◆ **Information supplied**:
☆ ☆ ☆ ☆ ☆ ☆ ☆

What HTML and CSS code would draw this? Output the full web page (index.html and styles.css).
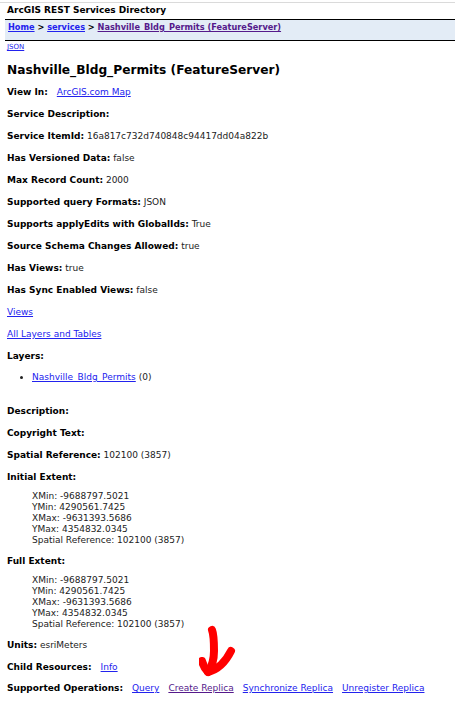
FILE: index.html
```html
<!DOCTYPE html>
<html>
<head>
<meta charset="utf-8">
<title>Nashville_Bldg_Permits (FeatureServer)</title>
<link rel="stylesheet" href="styles.css">
</head>
<body>
<div class="topline"></div>
<div class="appname">ArcGIS REST Services Directory</div>
<div class="crumbs">
  <a href="#" class="bc">Home</a> &gt; <a href="#" class="bc">services</a> &gt; <a href="#" class="bc visited">Nashville_Bldg_Permits (FeatureServer)</a>
</div>
<div class="content">
  <div class="json"><a href="#">JSON</a></div>
  <h2 class="title">Nashville_Bldg_Permits (FeatureServer)</h2>
  <div class="rows">
    <div class="row"><b>View In:</b><a href="#" class="lk">ArcGIS.com Map</a></div>
    <div class="row"><b>Service Description:</b></div>
    <div class="row"><b>Service ItemId:</b> 16a817c732d740848c94417dd04a822b</div>
    <div class="row"><b>Has Versioned Data:</b> false</div>
    <div class="row"><b>Max Record Count:</b> 2000</div>
    <div class="row"><b>Supported query Formats:</b> JSON</div>
    <div class="row"><b>Supports applyEdits with GlobalIds:</b> True</div>
    <div class="row"><b>Source Schema Changes Allowed:</b> true</div>
    <div class="row"><b>Has Views:</b> true</div>
    <div class="row"><b>Has Sync Enabled Views:</b> false</div>
    <div class="row"><a href="#">Views</a></div>
    <div class="row"><a href="#">All Layers and Tables</a></div>
    <div class="row"><b>Layers:</b></div>
    <ul class="layers"><li><a href="#">Nashville_Bldg_Permits</a> (0)</li></ul>
    <div class="row"><b>Description:</b></div>
    <div class="row"><b>Copyright Text:</b></div>
    <div class="row"><b>Spatial Reference:</b> 102100 (3857)</div>
    <div class="row"><b>Initial Extent:</b></div>
    <div class="extent">
      <div>XMin: -9688797.5021</div>
      <div>YMin: 4290561.7425</div>
      <div>XMax: -9631393.5686</div>
      <div>YMax: 4354832.0345</div>
      <div>Spatial Reference: 102100 (3857)</div>
    </div>
    <div class="row"><b>Full Extent:</b></div>
    <div class="extent">
      <div>XMin: -9688797.5021</div>
      <div>YMin: 4290561.7425</div>
      <div>XMax: -9631393.5686</div>
      <div>YMax: 4354832.0345</div>
      <div>Spatial Reference: 102100 (3857)</div>
    </div>
    <div class="row"><b>Units:</b> esriMeters</div>
    <div class="row"><b>Child Resources:</b><a href="#" class="lk">Info</a></div>
    <div class="row ops"><b>Supported Operations:</b><a href="#" class="lk">Query</a><a href="#" class="lk visited">Create Replica</a><a href="#" class="lk">Synchronize Replica</a><a href="#" class="lk">Unregister Replica</a>
      <svg class="arrow" width="40" height="56" viewBox="0 0 40 56" aria-hidden="true">
        <path d="M13 7 C15 12 15 20 15 28 C15 36 14 42 9 49" fill="none" stroke="#ff0000" stroke-width="8" stroke-linecap="round" stroke-linejoin="round"/>
        <path d="M3 38 C4 42 6 46 9 49 C17 47 26 40 32 28" fill="none" stroke="#ff0000" stroke-width="8" stroke-linecap="round" stroke-linejoin="round"/>
      </svg>
    </div>
  </div>
</div>
</body>
</html>
```

FILE: styles.css
```css
html, body {
  margin: 0;
  padding: 0;
  background: #ffffff;
}

body {
  font-family: "DejaVu Sans", Verdana, sans-serif;
  font-size: 9px;
  color: #000;
}

a {
  color: #2222ee;
  text-decoration: underline;
}

a.visited {
  color: #551a8b;
}

.topline {
  height: 2px;
  border-bottom: 1px solid #dadada;
}

.appname {
  font-weight: bold;
  line-height: 12px;
  padding: 1px 7px 3px 7px;
}

.crumbs {
  margin-left: 5px;
  border-top: 1px solid #000;
  border-bottom: 1px solid #000;
  background: #e3ecf6;
  font-weight: bold;
  font-size: 8.2px;
  line-height: 12px;
  padding: 1px 3px 7px 3px;
}

.content {
  padding: 0 7px;
}

.json {
  font-size: 7px;
  line-height: 9px;
  margin-top: 2px;
}

.title {
  font-size: 12.2px;
  font-weight: bold;
  line-height: 16px;
  margin: 10px 0 8px 0;
}

.rows {
  display: flex;
  flex-direction: column;
  gap: 10px;
}

.row {
  line-height: 12px;
  color: #222;
  position: relative;
  white-space: nowrap;
}

.row b {
  color: #000;
}

.lk {
  margin-left: 9px;
}

.layers {
  margin: -1px 0 12px 0;
  padding-left: 25px;
  line-height: 12px;
  color: #222;
}

.extent {
  padding-left: 25px;
  line-height: 11px;
  color: #222;
  margin: -2px 0 -1px 0;
}

.ops {
  margin-top: -1px;
}

.arrow {
  position: absolute;
  left: 192px;
  top: -59px;
}
```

☆ ☆ ☆ ☆ ☆ ☆ ☆

Do not copy the pictures, but repeat every line exactly.

What HTML and CSS code would draw this? Output the full web page (index.html and styles.css).
FILE: index.html
```html
<!DOCTYPE html>
<html>
<head>
<meta charset="utf-8">
<title>Nashville_Bldg_Permits (FeatureServer)</title>
<link rel="stylesheet" href="styles.css">
</head>
<body>
<div class="topline"></div>
<div class="appname">ArcGIS REST Services Directory</div>
<div class="crumbs">
  <a href="#" class="bc">Home</a> &gt; <a href="#" class="bc">services</a> &gt; <a href="#" class="bc visited">Nashville_Bldg_Permits (FeatureServer)</a>
</div>
<div class="content">
  <div class="json"><a href="#">JSON</a></div>
  <h2 class="title">Nashville_Bldg_Permits (FeatureServer)</h2>
  <div class="rows">
    <div class="row"><b>View In:</b><a href="#" class="lk">ArcGIS.com Map</a></div>
    <div class="row"><b>Service Description:</b></div>
    <div class="row"><b>Service ItemId:</b> 16a817c732d740848c94417dd04a822b</div>
    <div class="row"><b>Has Versioned Data:</b> false</div>
    <div class="row"><b>Max Record Count:</b> 2000</div>
    <div class="row"><b>Supported query Formats:</b> JSON</div>
    <div class="row"><b>Supports applyEdits with GlobalIds:</b> True</div>
    <div class="row"><b>Source Schema Changes Allowed:</b> true</div>
    <div class="row"><b>Has Views:</b> true</div>
    <div class="row"><b>Has Sync Enabled Views:</b> false</div>
    <div class="row"><a href="#">Views</a></div>
    <div class="row"><a href="#">All Layers and Tables</a></div>
    <div class="row"><b>Layers:</b></div>
    <ul class="layers"><li><a href="#">Nashville_Bldg_Permits</a> (0)</li></ul>
    <div class="row"><b>Description:</b></div>
    <div class="row"><b>Copyright Text:</b></div>
    <div class="row"><b>Spatial Reference:</b> 102100 (3857)</div>
    <div class="row"><b>Initial Extent:</b></div>
    <div class="extent">
      <div>XMin: -9688797.5021</div>
      <div>YMin: 4290561.7425</div>
      <div>XMax: -9631393.5686</div>
      <div>YMax: 4354832.0345</div>
      <div>Spatial Reference: 102100 (3857)</div>
    </div>
    <div class="row"><b>Full Extent:</b></div>
    <div class="extent">
      <div>XMin: -9688797.5021</div>
      <div>YMin: 4290561.7425</div>
      <div>XMax: -9631393.5686</div>
      <div>YMax: 4354832.0345</div>
      <div>Spatial Reference: 102100 (3857)</div>
    </div>
    <div class="row"><b>Units:</b> esriMeters</div>
    <div class="row"><b>Child Resources:</b><a href="#" class="lk">Info</a></div>
    <div class="row ops"><b>Supported Operations:</b><a href="#" class="lk">Query</a><a href="#" class="lk visited">Create Replica</a><a href="#" class="lk">Synchronize Replica</a><a href="#" class="lk">Unregister Replica</a>
      <svg class="arrow" width="40" height="56" viewBox="0 0 40 56" aria-hidden="true">
        <path d="M13 7 C15 12 15 20 15 28 C15 36 14 42 9 49" fill="none" stroke="#ff0000" stroke-width="8" stroke-linecap="round" stroke-linejoin="round"/>
        <path d="M3 38 C4 42 6 46 9 49 C17 47 26 40 32 28" fill="none" stroke="#ff0000" stroke-width="8" stroke-linecap="round" stroke-linejoin="round"/>
      </svg>
    </div>
  </div>
</div>
</body>
</html>
```

FILE: styles.css
```css
html, body {
  margin: 0;
  padding: 0;
  background: #ffffff;
}

body {
  font-family: "DejaVu Sans", Verdana, sans-serif;
  font-size: 9px;
  color: #000;
}

a {
  color: #2222ee;
  text-decoration: underline;
}

a.visited {
  color: #551a8b;
}

.topline {
  height: 2px;
  border-bottom: 1px solid #dadada;
}

.appname {
  font-weight: bold;
  line-height: 12px;
  padding: 1px 7px 3px 7px;
}

.crumbs {
  margin-left: 5px;
  border-top: 1px solid #000;
  border-bottom: 1px solid #000;
  background: #e3ecf6;
  font-weight: bold;
  font-size: 8.2px;
  line-height: 12px;
  padding: 1px 3px 7px 3px;
}

.content {
  padding: 0 7px;
}

.json {
  font-size: 7px;
  line-height: 9px;
  margin-top: 2px;
}

.title {
  font-size: 12.2px;
  font-weight: bold;
  line-height: 16px;
  margin: 10px 0 8px 0;
}

.rows {
  display: flex;
  flex-direction: column;
  gap: 10px;
}

.row {
  line-height: 12px;
  color: #222;
  position: relative;
  white-space: nowrap;
}

.row b {
  color: #000;
}

.lk {
  margin-left: 9px;
}

.layers {
  margin: -1px 0 12px 0;
  padding-left: 25px;
  line-height: 12px;
  color: #222;
}

.extent {
  padding-left: 25px;
  line-height: 11px;
  color: #222;
  margin: -2px 0 -1px 0;
}

.ops {
  margin-top: -1px;
}

.arrow {
  position: absolute;
  left: 192px;
  top: -59px;
}
```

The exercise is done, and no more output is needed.